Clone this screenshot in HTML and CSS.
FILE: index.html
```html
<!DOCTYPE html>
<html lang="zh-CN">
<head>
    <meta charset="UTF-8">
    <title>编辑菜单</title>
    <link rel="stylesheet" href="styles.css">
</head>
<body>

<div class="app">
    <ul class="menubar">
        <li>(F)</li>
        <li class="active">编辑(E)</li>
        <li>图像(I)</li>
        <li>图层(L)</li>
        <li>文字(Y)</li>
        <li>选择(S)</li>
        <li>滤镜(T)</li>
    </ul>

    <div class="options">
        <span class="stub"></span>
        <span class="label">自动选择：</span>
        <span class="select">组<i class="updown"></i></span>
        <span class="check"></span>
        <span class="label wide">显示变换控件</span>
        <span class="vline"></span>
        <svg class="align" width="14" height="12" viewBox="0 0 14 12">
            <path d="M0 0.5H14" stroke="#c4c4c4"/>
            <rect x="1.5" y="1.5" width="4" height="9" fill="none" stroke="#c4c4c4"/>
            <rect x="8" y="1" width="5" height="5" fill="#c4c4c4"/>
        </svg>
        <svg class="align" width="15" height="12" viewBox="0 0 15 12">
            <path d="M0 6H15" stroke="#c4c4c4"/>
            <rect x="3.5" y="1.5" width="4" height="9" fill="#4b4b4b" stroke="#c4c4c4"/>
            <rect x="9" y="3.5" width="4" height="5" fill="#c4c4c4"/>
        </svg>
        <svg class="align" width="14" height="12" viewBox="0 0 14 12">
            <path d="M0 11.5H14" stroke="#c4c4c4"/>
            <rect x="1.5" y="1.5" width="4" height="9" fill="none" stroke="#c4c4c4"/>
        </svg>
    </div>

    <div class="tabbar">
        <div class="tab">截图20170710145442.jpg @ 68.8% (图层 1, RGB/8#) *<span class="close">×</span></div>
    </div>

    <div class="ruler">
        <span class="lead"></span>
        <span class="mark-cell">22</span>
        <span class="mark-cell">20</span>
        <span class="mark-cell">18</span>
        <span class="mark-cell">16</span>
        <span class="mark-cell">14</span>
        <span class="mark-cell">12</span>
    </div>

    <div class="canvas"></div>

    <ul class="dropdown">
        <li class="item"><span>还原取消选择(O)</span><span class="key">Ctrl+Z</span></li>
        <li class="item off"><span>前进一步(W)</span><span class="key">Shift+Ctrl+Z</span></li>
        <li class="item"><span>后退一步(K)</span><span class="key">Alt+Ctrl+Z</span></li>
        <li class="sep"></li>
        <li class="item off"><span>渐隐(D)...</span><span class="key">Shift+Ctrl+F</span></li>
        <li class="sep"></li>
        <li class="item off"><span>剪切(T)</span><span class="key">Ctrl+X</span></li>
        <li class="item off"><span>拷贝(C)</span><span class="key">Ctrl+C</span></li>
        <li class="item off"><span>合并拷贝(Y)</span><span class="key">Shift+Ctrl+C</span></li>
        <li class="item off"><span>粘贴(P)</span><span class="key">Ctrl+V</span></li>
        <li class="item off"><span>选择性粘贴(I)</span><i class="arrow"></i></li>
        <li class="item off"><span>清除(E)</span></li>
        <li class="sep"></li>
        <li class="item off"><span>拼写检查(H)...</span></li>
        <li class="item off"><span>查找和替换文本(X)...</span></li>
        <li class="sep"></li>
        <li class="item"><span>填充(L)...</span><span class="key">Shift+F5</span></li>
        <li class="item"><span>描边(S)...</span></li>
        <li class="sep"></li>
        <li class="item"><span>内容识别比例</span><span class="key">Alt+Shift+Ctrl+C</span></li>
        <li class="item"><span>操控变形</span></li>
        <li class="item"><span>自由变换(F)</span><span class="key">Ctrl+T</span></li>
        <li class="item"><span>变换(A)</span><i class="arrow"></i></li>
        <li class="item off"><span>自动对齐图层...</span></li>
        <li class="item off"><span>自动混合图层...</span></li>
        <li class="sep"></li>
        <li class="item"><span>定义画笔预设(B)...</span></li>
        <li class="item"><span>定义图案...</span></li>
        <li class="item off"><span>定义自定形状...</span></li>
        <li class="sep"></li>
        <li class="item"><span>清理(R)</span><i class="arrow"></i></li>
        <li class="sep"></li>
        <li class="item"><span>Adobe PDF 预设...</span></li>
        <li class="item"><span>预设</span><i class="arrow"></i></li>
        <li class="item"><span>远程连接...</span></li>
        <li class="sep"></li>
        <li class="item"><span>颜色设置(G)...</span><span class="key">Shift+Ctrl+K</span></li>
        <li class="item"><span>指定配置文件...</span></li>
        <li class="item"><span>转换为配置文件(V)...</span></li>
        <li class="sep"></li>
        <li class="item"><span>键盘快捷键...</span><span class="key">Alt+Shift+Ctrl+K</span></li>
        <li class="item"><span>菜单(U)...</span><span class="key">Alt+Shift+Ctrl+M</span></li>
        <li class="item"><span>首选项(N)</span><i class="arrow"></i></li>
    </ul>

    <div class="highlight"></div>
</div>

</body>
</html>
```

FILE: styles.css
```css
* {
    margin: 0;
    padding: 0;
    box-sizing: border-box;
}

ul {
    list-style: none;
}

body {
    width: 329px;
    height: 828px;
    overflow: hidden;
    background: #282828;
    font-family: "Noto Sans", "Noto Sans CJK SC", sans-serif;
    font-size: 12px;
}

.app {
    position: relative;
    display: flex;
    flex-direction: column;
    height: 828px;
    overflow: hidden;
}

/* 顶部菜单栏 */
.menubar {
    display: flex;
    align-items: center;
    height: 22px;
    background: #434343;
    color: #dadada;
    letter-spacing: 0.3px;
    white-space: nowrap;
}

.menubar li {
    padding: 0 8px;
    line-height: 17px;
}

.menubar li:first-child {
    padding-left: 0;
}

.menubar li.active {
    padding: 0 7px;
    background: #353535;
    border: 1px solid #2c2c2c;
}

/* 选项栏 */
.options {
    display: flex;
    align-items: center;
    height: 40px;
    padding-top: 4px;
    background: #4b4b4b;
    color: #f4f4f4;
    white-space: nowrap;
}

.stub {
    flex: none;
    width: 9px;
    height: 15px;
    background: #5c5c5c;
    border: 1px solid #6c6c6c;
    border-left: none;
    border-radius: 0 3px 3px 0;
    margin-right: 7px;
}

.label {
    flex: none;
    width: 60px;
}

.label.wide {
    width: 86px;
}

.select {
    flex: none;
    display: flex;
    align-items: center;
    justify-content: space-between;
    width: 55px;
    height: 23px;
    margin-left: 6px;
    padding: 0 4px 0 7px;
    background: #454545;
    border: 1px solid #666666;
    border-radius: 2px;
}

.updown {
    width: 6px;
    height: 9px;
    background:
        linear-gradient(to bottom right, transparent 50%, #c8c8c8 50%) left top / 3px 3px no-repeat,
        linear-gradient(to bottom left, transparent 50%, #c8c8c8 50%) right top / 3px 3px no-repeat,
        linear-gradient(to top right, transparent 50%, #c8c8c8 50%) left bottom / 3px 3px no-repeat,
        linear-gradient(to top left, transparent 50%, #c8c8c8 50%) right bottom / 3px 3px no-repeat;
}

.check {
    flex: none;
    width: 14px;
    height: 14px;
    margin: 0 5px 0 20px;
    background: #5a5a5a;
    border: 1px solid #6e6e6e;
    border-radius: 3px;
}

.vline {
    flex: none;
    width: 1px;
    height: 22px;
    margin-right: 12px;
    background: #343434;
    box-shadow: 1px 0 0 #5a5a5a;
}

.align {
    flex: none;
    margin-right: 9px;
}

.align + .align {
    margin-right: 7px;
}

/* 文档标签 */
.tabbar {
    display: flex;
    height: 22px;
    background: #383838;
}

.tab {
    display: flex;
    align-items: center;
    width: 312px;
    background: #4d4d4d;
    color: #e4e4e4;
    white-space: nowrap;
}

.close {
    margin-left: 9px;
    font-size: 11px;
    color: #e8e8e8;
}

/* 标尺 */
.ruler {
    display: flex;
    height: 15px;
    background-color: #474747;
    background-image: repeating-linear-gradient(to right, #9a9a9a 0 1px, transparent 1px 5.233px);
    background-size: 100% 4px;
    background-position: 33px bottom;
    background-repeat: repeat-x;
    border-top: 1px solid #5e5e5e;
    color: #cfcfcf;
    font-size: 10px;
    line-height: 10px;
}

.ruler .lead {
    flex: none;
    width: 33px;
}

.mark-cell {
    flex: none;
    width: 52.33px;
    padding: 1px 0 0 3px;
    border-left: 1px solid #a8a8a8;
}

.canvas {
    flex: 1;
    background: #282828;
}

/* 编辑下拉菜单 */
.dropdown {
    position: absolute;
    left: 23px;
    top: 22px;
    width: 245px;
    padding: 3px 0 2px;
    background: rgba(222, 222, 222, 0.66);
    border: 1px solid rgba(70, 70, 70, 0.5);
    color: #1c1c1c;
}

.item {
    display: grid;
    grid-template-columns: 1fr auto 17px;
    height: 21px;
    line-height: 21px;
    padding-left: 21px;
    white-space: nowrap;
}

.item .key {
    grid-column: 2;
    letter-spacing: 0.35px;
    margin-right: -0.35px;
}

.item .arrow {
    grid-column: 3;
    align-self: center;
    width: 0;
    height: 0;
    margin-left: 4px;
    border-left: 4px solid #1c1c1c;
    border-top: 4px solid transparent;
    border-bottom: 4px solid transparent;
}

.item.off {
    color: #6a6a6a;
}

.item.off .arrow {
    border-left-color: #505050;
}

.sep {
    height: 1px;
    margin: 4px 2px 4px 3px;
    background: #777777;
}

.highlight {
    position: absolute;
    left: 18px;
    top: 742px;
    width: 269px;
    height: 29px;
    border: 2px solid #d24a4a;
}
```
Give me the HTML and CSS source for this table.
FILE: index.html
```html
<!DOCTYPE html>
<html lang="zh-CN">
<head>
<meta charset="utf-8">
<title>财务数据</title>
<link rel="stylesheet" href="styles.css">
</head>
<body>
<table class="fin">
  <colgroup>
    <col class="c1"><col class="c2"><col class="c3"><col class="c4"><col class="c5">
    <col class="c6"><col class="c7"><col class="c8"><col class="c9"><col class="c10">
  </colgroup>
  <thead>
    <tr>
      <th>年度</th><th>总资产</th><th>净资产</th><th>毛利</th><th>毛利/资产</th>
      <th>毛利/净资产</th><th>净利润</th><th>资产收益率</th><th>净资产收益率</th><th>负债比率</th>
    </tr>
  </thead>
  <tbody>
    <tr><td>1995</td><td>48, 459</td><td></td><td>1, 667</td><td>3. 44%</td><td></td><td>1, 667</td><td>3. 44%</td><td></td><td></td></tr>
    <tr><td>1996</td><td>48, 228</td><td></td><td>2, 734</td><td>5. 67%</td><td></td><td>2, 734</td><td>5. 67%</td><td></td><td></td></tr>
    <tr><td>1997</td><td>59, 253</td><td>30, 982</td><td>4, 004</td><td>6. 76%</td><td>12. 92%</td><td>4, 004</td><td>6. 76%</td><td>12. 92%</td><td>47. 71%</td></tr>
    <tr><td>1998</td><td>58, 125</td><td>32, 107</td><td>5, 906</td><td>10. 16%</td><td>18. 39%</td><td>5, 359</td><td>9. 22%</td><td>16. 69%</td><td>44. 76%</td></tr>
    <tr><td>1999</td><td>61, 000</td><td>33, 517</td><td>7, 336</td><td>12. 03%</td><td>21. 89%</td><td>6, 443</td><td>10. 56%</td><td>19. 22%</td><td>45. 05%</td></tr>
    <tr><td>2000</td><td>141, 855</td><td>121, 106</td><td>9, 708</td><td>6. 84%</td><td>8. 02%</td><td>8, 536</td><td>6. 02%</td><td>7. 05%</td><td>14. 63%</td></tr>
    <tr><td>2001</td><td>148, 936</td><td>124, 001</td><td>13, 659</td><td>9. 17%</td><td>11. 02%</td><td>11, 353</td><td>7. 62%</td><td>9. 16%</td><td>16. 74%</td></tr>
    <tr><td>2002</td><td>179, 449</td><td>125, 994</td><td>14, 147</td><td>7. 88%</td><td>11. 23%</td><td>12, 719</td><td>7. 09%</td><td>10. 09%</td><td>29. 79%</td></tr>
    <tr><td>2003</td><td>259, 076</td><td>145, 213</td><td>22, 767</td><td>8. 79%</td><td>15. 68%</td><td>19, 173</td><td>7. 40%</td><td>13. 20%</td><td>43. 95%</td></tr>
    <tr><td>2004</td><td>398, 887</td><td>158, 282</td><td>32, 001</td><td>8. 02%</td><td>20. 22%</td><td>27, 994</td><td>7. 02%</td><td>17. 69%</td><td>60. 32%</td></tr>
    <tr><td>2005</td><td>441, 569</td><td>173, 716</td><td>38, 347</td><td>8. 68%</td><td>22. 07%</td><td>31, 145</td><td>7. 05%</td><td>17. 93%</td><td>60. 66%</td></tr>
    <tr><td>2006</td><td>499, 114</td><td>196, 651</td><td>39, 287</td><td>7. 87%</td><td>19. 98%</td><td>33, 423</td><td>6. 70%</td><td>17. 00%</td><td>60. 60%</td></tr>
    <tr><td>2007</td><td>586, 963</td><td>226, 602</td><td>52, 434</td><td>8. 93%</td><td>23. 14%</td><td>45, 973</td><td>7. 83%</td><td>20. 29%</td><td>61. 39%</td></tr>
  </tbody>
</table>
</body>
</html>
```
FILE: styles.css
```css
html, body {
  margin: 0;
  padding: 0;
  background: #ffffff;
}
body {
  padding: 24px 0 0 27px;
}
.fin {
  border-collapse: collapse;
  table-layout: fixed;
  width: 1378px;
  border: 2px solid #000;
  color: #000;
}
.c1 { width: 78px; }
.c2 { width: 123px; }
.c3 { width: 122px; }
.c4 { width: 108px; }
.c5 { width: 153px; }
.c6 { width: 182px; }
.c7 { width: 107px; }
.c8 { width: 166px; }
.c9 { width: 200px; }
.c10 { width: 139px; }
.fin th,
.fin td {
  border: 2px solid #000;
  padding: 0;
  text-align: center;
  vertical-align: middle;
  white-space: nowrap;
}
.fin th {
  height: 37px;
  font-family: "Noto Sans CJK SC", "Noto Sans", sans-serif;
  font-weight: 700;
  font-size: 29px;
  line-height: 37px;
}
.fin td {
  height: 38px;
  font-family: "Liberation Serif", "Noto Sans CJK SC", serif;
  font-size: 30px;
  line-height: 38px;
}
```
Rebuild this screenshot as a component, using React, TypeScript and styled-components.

━━━━━━━━━━

* _To be done_
Where a line in the material contains "table", copy that line.

* _Output below_
Give me the HTML and CSS source for this table.
<table class="fin">
</table>
  table-layout: fixed;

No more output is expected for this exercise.